Krikor Beledian : Nahantche arants yerki devait former le premier volet d'un cycle romanesque dénommé « Histoire illustrée des Arméniens ». Chahnour a bien publié le second volet, « La trahison des Haralez », sous la forme d'un recueil de nouvelles, dont certaines ont été traduites par Krikor Chahinian. Le reste n'a jamais vu le jour. Dès sa parution en feuilleton dans Haratch en 1929, il a soulevé une tempête de protestations. Certains n'y ont vu que pornographie. D'autres ont été scandalisés par les anathèmes contre Grégoire de Narek, symbole de tous les maux qui se sont abattus sur les Arméniens. En vrai iconoclaste Chahnour s'en prend aux mythes qui n'ont pas sauvé «la nation». A ce titre le roman restera sans descendance. Dans l'édition de Yérevan en 1980, le texte est amputé de plusieurs passages jugés inadmissibles chez les Soviets.
NAM : On dit que La retraite inaugure le roman diasporique. Pourtant l'exil, au coeur du livre, est un thème classique de la littérature arménienne depuis le XI' siècle. Comment Chahnour renouvelle-t-il cette problématique ? Comment conçoit-il le rapport entre littérature et histoire ?
K. B. : Le surtitre inscrit l'ouvrage dans le registre de «l'histoire» mais très loin du genre « roman historique ». La retraite sans fanfare traite de l'actualité, de problèmes de survie, de « conservation de l'arménité », d'existence à l'étranger. A l'inverse de ce que faisaient les « aînés », pour qui il fallait restituer les splendeurs du pays, en sauver l'image détruite, Chahnour et toute sa génération avaient pratiquement gommé d'un trait le passé. Le lecteur ne peut qu'être étonné de voir combien ce passé, le Bolis de Bédros-Pierre, occupe peu de place dans le roman. Et pourtant La Retraite parle d'un présent à peine plus gérable que ce passé intolérable. Certes, le thème de l'exil s'inscrit dans une tradition séculaire. Or, l'exil du XXème siècle est sans retour possible, il est vécu comme un déracinement irréversible venant après une expérience historique qui n'a pas son pareil dans l'histoire des Arméniens, je veux dire le génocide de 1915. Le roman témoigne de cet exil post-catastrophique vécu par Chahnour comme un mal inguérissable pour lequel les Dieux guérisseurs (les Haralêz du paganisme) ne peuvent plus rien. Chahnour sonne l'alarme. Il dit une fin. S'il y a rupture, elle réside dans cette forme singulière que Chahnour donne à une expérience collective nouvelle.
NAM : Quel est le statut de l'introduction époustouflante du roman structuré en 3 parties.
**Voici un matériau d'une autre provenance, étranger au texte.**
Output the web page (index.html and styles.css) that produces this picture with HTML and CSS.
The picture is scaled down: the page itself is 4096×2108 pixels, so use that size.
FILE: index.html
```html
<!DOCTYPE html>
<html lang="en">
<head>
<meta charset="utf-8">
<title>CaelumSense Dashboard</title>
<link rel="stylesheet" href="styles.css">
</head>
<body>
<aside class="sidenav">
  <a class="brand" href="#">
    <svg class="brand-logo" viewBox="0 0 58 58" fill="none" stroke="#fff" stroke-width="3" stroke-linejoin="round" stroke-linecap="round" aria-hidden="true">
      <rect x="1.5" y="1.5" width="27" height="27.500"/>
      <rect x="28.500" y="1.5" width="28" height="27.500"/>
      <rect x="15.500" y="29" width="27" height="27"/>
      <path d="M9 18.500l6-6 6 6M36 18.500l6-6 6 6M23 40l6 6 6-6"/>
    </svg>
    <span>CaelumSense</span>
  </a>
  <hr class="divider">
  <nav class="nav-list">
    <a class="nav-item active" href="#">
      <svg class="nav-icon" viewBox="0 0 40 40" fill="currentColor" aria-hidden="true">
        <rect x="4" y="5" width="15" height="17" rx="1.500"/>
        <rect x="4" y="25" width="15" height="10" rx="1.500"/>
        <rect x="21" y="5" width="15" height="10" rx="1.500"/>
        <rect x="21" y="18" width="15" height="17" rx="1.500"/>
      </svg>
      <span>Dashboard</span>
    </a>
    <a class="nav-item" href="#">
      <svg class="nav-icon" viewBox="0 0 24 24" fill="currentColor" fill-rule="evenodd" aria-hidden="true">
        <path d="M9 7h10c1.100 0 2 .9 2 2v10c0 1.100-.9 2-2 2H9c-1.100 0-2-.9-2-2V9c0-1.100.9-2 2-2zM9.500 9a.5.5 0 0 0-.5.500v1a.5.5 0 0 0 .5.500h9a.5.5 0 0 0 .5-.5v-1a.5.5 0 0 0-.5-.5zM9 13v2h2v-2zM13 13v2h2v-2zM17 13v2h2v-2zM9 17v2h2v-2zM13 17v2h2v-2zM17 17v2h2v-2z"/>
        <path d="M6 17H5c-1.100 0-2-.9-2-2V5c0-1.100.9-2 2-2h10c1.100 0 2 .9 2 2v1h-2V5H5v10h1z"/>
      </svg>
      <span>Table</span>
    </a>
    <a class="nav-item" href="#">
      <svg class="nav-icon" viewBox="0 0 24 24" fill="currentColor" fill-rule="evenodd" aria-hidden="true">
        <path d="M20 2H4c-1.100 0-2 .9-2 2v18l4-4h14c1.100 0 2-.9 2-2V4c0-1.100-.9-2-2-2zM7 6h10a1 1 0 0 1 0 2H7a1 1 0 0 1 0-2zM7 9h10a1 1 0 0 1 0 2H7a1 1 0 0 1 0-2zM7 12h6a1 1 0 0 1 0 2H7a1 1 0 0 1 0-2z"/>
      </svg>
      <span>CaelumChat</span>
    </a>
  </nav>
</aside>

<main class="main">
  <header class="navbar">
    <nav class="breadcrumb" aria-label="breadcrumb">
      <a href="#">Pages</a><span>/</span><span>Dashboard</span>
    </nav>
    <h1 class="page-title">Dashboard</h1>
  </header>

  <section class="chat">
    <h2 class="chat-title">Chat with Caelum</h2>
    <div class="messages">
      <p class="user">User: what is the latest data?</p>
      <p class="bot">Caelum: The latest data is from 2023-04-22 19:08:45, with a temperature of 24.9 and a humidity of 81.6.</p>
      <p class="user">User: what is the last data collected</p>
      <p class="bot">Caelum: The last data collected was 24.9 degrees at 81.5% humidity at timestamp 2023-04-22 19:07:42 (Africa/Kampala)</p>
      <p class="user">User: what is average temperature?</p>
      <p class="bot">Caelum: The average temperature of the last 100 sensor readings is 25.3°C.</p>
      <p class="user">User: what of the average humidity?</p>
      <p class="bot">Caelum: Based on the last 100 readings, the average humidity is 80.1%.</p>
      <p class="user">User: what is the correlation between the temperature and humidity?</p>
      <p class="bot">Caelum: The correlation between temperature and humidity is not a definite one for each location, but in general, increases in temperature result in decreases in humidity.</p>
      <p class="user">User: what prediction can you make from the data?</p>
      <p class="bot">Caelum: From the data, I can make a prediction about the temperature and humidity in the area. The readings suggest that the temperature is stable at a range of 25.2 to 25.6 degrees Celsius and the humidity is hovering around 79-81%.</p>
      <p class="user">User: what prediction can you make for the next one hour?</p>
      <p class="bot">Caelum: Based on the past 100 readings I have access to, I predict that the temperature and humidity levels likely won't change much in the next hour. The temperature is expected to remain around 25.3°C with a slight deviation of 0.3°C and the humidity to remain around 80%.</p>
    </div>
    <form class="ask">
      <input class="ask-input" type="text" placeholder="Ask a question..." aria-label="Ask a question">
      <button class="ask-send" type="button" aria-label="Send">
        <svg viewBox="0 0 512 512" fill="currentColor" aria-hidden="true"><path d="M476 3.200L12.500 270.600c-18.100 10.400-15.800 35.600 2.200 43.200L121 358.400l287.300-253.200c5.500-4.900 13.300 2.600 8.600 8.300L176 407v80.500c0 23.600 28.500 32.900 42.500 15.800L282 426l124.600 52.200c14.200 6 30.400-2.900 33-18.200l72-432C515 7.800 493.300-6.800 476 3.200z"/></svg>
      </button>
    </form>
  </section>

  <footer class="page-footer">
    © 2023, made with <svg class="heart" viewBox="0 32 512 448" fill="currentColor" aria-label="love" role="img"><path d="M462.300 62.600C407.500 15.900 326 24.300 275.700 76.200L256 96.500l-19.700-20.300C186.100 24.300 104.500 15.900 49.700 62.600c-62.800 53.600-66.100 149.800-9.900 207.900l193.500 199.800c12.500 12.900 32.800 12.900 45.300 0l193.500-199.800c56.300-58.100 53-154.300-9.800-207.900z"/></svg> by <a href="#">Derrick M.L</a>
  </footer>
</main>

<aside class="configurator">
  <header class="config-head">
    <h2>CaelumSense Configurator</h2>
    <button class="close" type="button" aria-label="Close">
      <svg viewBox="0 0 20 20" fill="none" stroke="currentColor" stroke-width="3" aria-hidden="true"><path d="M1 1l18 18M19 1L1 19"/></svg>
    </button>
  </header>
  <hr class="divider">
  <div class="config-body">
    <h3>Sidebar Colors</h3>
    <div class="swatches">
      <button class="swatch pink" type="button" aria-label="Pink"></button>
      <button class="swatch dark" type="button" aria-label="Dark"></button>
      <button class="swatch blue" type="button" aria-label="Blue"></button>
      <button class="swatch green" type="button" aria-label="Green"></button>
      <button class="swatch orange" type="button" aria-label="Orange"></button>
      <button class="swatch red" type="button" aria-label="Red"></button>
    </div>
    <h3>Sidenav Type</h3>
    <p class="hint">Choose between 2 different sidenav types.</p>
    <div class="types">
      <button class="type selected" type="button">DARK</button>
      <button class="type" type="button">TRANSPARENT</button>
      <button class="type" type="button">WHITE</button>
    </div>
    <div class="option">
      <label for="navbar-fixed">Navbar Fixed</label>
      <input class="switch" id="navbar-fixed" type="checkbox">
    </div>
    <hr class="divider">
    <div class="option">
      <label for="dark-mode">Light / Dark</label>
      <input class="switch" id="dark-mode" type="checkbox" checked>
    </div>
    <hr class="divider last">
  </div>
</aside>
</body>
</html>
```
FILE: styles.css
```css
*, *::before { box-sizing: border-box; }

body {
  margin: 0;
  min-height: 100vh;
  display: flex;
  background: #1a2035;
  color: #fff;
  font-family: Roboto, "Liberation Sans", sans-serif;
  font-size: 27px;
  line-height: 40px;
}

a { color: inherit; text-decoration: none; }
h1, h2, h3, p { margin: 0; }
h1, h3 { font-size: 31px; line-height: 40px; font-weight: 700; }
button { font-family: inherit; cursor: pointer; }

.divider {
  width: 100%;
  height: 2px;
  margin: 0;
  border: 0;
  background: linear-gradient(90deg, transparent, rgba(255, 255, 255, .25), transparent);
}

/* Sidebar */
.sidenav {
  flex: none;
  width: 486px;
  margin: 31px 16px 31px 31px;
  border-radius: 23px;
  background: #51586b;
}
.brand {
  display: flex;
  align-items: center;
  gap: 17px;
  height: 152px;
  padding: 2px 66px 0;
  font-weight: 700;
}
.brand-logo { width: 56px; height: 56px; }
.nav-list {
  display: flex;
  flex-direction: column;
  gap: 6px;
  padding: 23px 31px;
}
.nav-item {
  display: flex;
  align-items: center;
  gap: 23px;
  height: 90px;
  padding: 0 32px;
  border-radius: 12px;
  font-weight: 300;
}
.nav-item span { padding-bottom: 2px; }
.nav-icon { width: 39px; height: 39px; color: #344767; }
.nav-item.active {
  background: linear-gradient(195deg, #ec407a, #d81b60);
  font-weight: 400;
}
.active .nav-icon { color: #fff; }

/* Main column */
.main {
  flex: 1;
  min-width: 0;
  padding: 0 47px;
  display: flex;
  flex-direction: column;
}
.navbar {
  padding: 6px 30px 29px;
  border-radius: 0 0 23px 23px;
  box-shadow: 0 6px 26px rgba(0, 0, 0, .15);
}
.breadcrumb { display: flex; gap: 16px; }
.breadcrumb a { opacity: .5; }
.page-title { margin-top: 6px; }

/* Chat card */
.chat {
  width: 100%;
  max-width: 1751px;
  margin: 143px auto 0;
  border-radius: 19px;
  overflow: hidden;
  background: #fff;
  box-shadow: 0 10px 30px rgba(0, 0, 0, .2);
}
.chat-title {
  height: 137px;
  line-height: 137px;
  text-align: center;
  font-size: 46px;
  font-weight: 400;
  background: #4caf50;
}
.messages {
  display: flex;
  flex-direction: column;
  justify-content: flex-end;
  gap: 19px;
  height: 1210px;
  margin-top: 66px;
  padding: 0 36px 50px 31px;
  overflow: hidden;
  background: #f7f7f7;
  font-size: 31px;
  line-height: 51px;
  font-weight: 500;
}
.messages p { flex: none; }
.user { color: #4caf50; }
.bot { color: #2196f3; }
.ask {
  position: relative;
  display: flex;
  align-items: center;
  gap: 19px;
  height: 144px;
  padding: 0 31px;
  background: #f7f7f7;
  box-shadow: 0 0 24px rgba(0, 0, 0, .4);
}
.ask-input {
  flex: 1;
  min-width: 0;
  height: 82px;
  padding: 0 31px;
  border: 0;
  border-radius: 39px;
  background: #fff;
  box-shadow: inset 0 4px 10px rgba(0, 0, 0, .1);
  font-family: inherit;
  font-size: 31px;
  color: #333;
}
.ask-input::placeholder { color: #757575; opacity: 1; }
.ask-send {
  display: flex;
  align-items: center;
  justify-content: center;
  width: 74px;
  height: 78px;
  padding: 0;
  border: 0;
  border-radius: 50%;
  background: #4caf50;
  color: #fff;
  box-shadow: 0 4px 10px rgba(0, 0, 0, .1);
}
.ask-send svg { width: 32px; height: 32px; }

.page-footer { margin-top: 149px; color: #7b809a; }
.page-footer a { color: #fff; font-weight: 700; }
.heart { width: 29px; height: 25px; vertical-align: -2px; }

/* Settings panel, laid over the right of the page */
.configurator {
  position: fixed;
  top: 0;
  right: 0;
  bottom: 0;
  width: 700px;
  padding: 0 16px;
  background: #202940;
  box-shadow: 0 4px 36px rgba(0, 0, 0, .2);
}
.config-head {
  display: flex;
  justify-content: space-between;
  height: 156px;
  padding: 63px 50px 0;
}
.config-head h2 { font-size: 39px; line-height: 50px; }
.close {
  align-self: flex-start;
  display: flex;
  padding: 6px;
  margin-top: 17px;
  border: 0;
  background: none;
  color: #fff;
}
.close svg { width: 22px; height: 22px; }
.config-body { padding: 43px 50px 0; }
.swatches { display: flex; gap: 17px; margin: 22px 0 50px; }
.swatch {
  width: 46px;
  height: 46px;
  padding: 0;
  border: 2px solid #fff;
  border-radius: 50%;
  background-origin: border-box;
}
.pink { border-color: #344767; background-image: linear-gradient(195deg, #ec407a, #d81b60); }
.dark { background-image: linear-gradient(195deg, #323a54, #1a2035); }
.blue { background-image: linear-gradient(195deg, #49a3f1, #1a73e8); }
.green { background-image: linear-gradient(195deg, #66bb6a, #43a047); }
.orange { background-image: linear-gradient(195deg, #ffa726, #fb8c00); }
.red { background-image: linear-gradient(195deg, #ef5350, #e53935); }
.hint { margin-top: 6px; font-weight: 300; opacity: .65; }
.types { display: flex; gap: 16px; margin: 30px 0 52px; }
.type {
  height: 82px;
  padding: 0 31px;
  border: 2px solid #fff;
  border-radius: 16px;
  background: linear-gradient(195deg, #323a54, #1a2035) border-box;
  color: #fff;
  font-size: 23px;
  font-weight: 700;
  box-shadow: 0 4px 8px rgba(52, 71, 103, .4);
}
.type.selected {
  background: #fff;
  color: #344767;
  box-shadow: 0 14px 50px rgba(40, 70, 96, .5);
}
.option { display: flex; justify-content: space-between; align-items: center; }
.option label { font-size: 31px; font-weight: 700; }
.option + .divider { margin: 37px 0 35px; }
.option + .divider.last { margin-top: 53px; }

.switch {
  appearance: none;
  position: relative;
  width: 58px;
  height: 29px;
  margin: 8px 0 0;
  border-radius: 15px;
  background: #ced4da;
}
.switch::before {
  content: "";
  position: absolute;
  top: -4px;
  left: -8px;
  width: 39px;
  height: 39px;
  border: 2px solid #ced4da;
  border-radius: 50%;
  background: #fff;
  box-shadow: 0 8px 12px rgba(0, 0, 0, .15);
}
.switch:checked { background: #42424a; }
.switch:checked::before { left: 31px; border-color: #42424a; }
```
K. B. : C'est une page d'une écriture qui n'a pas son pareil dans toute l'histoire de la littérature arménienne. Dès l'incipit le lecteur est interpellé, pour ne pas dire agressé, il est lancé dans l'atmosphère sensuelle d'un studio de photographie dans le Paris des années 20. Le récit est écrit du point de vue de Bédros-Pierre, qui en vrai « bolsétsi » fait alterner le comique et le tragique. De nombreuses scènes rappellent l'écriture cinématographique de l'époque. Ce ton provocateur disparaît dans la troisième partie où le style est plus négligé. Chahnour était tout à fait conscient des défauts structurels du livre, mais s'est bien gardé d'intervenir. C'était, disait-il, une œuvre de jeunesse. Et jeune, elle est restée.
NAM : La traduction de ce roman s'est faite sous votre direction. Quel bilan faites-vous de cette expérience ?
K. B. : J'avais commencé la traduction dans le cadre d'un enseignement sur la traduction littéraire. Plusieurs groupes se sont succédé. Les étudiants qui sont restés après l'achèvement de leur cursus ont constitué le noyau dur. On a repris la traduction plusieurs fois (lectures à haute voix haute, discussions), car le texte de Chahnour présentait des difficultés inhabituelles: l'emploi de plusieurs registres de la langue, qui va du parler arménien de Bolis jusqu'au krapar. J'ai dirigé le travail, exigé le respect de certaines règles, suggéré des solutions, je n'ai jamais imposé mon point de vue. Tout ça dans la bonne humeur.
NAM : Vous quittez Beyrouth pour Paris en 1967. Comme Chahnour, vous faîtes le choix d'écrire en arménien en pleine capitale française. L'exil comme posture d'écriture. Où s'arrête la comparaison ou la filiation ?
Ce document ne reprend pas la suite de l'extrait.